■ **Exercise objective**
Only the number is wanted: how many lines contain the string "components"?

------ Records to process ------

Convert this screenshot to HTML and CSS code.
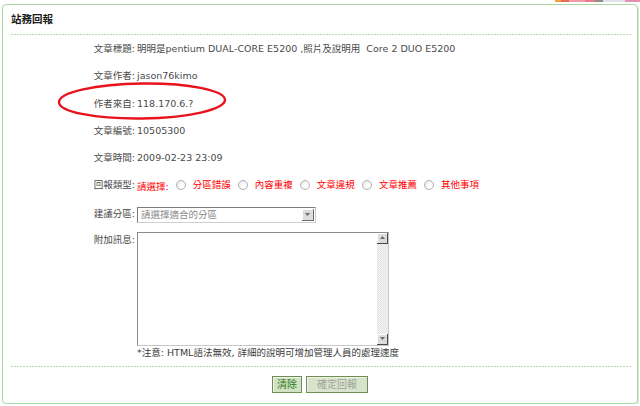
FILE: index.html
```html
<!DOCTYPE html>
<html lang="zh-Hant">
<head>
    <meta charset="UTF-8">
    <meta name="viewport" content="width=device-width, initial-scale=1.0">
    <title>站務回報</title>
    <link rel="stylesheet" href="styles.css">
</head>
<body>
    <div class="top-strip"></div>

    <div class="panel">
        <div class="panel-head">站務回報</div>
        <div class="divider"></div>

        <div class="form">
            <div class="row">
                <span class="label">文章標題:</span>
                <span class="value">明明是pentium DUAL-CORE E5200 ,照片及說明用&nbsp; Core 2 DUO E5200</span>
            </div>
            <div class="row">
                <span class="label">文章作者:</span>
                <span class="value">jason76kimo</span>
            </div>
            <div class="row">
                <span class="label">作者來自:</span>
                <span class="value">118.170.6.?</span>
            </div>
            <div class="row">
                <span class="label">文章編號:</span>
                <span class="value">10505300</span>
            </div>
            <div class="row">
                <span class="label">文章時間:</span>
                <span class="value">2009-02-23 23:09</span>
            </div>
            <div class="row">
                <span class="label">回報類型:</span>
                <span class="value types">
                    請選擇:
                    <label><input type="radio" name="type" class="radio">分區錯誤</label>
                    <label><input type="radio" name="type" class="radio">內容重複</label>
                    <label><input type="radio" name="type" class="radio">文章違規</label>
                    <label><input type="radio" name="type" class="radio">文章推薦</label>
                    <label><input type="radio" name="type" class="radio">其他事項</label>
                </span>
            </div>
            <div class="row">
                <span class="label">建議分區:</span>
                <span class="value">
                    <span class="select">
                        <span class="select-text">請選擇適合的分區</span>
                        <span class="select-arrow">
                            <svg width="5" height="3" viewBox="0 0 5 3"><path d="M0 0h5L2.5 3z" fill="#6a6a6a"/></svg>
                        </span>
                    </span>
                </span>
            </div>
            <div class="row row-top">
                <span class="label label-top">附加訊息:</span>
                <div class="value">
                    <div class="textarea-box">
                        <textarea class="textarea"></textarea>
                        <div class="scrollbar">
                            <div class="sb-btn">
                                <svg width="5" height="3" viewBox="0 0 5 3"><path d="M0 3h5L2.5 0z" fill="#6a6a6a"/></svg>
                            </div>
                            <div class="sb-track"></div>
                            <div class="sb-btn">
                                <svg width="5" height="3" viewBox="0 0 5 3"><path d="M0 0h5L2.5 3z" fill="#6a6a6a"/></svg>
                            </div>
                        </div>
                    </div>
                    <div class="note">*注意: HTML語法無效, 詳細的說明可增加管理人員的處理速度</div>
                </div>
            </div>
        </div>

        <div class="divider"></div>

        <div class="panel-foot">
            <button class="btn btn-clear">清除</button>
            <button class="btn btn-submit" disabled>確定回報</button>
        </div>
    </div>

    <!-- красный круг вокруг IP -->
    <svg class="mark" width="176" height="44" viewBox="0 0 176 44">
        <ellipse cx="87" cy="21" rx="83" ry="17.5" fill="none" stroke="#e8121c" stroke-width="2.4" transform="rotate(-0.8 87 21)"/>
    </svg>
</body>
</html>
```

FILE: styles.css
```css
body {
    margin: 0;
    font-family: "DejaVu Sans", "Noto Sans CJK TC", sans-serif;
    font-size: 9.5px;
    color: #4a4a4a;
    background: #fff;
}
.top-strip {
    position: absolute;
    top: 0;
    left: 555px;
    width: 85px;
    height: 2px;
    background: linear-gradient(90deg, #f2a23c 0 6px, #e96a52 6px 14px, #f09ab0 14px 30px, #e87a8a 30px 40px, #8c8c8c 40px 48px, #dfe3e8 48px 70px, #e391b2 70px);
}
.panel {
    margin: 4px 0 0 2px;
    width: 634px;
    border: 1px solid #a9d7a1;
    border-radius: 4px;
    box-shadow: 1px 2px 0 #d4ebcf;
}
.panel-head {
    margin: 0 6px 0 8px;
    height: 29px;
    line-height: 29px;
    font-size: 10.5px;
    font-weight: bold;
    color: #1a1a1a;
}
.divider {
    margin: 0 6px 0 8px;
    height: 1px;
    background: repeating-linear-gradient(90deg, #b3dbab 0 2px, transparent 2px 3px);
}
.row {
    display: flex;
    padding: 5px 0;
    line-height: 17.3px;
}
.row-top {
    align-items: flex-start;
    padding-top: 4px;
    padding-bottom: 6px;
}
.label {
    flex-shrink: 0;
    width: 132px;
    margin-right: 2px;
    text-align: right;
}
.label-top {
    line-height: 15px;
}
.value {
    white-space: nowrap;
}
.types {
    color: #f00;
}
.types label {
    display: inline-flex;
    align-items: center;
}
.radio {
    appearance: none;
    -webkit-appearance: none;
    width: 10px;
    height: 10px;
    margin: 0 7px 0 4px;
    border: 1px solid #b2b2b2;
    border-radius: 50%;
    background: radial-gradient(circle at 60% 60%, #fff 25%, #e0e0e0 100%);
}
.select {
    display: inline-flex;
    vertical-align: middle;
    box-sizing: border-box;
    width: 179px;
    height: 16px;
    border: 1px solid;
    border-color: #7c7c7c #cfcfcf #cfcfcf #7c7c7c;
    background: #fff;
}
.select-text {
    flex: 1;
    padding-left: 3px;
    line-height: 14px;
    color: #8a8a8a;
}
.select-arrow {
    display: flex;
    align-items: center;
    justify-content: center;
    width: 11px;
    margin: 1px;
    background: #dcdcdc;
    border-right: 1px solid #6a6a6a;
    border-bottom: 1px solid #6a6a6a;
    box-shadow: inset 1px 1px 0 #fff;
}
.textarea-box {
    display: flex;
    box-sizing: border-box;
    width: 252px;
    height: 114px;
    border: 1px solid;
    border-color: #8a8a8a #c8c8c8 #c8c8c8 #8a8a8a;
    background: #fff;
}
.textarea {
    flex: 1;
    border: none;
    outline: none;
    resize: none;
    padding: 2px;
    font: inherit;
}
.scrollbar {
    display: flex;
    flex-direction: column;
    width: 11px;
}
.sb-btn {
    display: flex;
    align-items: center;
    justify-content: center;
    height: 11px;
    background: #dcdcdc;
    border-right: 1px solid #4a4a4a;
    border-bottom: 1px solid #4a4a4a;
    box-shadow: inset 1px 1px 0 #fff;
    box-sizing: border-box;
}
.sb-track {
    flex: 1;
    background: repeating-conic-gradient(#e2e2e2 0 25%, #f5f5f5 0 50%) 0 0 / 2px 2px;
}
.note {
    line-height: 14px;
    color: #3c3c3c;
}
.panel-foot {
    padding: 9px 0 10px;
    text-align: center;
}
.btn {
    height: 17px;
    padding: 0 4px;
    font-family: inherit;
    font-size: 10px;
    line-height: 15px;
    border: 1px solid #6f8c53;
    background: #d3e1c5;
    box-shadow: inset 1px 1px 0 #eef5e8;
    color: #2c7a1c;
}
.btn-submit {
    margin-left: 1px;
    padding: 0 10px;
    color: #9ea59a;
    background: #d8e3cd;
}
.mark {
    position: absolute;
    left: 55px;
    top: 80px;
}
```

------
------ Records to process ------

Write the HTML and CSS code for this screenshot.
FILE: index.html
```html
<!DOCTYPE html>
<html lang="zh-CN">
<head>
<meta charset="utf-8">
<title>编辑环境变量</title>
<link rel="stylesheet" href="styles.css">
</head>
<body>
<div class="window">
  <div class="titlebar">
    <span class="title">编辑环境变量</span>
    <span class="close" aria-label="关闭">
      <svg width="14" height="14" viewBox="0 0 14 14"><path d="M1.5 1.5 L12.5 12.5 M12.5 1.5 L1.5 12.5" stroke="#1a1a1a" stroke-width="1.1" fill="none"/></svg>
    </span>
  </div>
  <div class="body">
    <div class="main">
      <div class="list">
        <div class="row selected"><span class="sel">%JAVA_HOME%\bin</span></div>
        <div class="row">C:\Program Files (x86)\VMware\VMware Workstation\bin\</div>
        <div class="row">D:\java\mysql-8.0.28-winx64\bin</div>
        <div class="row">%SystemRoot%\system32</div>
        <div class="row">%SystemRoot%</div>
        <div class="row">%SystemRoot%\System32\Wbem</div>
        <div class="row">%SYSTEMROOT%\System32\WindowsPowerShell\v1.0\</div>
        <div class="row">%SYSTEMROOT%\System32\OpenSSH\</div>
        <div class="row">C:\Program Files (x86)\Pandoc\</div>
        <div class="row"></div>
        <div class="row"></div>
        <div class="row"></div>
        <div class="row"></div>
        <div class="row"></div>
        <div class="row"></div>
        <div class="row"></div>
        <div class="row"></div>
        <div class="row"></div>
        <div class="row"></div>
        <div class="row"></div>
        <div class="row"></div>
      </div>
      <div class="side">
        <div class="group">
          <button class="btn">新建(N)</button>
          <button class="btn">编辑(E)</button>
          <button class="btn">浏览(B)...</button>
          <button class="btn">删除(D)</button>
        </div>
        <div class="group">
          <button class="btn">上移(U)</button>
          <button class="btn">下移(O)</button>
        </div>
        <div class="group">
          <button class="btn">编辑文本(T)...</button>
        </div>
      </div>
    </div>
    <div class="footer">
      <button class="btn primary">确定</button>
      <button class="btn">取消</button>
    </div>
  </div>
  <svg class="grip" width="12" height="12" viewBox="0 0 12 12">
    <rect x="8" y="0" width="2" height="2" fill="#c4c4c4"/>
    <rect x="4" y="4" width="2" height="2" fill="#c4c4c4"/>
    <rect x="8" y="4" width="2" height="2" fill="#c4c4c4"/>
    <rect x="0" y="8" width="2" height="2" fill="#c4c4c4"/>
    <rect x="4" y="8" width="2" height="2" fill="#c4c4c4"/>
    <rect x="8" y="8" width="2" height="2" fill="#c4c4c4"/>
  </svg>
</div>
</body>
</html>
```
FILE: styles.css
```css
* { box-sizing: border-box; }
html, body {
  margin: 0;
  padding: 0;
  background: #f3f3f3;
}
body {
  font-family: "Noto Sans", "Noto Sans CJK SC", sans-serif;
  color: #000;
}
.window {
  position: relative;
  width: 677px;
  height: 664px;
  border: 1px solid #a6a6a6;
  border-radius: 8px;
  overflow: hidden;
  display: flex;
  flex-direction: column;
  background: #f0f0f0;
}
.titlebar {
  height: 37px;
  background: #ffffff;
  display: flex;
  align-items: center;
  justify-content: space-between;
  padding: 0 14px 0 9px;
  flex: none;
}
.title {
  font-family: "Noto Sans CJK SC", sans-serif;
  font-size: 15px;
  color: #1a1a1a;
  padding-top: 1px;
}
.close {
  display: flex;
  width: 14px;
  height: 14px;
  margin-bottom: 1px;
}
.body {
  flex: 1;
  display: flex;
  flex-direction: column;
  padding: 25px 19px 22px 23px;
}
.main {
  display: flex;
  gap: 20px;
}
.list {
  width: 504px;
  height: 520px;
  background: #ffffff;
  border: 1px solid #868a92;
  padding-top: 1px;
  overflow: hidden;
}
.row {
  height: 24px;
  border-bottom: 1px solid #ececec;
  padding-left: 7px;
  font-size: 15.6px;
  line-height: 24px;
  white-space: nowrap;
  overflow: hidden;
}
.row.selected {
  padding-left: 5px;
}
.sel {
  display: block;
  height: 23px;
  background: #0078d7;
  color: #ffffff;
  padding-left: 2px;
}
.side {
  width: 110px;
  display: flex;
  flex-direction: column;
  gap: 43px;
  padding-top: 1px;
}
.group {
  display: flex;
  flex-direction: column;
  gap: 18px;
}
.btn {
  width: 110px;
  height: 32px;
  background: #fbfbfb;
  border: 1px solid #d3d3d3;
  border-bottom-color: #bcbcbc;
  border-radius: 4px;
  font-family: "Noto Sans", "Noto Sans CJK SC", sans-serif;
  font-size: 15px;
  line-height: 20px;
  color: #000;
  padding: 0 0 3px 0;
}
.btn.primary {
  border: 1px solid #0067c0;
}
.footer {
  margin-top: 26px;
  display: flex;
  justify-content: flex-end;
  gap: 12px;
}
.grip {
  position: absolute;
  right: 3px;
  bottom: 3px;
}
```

------
------ Records to process ------

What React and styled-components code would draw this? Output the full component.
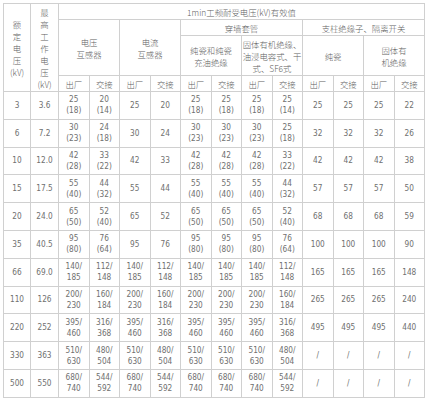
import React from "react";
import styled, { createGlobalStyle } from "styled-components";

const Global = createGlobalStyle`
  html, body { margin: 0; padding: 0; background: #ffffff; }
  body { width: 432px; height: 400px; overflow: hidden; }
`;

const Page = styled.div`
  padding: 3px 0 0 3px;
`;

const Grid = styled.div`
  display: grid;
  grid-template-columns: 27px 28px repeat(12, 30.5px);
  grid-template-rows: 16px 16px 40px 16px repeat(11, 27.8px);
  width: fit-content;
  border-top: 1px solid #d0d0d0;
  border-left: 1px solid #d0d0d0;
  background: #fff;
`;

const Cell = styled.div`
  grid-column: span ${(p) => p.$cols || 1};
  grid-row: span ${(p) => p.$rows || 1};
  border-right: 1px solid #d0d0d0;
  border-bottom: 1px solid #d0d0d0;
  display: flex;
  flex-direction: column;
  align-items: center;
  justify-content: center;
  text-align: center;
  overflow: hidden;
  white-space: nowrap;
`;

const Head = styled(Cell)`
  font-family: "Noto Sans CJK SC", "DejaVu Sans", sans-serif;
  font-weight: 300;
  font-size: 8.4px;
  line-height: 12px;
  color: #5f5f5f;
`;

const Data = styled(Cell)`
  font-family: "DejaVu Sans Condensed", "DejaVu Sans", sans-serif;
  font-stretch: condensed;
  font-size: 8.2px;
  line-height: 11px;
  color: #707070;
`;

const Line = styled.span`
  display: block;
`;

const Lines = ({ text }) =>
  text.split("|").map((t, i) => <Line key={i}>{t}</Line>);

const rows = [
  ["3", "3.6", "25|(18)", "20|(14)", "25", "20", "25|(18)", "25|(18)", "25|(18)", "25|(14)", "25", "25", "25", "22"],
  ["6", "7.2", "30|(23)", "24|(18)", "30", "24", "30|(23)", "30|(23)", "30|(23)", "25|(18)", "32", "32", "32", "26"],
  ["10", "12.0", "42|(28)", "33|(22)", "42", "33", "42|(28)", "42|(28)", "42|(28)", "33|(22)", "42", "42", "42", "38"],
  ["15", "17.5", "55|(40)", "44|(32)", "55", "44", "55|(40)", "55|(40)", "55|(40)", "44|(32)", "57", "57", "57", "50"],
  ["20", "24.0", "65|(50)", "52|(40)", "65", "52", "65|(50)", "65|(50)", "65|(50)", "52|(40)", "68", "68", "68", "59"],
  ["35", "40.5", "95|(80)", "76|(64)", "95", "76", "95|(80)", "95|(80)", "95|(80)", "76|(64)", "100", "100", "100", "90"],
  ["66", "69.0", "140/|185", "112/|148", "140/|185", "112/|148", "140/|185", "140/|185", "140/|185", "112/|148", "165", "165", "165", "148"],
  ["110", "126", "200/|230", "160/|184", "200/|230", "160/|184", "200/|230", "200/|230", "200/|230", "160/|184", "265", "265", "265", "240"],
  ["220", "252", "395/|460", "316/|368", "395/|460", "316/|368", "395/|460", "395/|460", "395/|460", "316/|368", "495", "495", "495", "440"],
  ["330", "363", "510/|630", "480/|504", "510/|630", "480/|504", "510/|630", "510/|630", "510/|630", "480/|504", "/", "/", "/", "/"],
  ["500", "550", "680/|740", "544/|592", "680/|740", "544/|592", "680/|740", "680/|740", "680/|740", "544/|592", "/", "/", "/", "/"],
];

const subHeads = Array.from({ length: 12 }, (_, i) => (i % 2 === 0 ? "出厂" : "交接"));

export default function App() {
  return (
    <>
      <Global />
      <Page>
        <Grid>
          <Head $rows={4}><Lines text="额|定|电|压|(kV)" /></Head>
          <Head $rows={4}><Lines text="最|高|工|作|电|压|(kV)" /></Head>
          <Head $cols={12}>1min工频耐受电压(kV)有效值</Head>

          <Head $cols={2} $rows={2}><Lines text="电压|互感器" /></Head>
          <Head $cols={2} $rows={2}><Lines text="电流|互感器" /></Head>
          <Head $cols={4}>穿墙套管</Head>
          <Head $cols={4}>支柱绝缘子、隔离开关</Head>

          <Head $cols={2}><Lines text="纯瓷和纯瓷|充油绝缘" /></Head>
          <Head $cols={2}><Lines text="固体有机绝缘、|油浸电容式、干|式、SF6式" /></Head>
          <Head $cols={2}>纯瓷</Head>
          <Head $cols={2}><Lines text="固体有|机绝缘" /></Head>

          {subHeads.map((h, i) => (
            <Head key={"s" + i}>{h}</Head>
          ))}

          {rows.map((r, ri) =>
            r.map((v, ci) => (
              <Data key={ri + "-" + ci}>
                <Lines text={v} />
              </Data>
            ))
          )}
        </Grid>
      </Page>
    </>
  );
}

------

■ **Task response**
2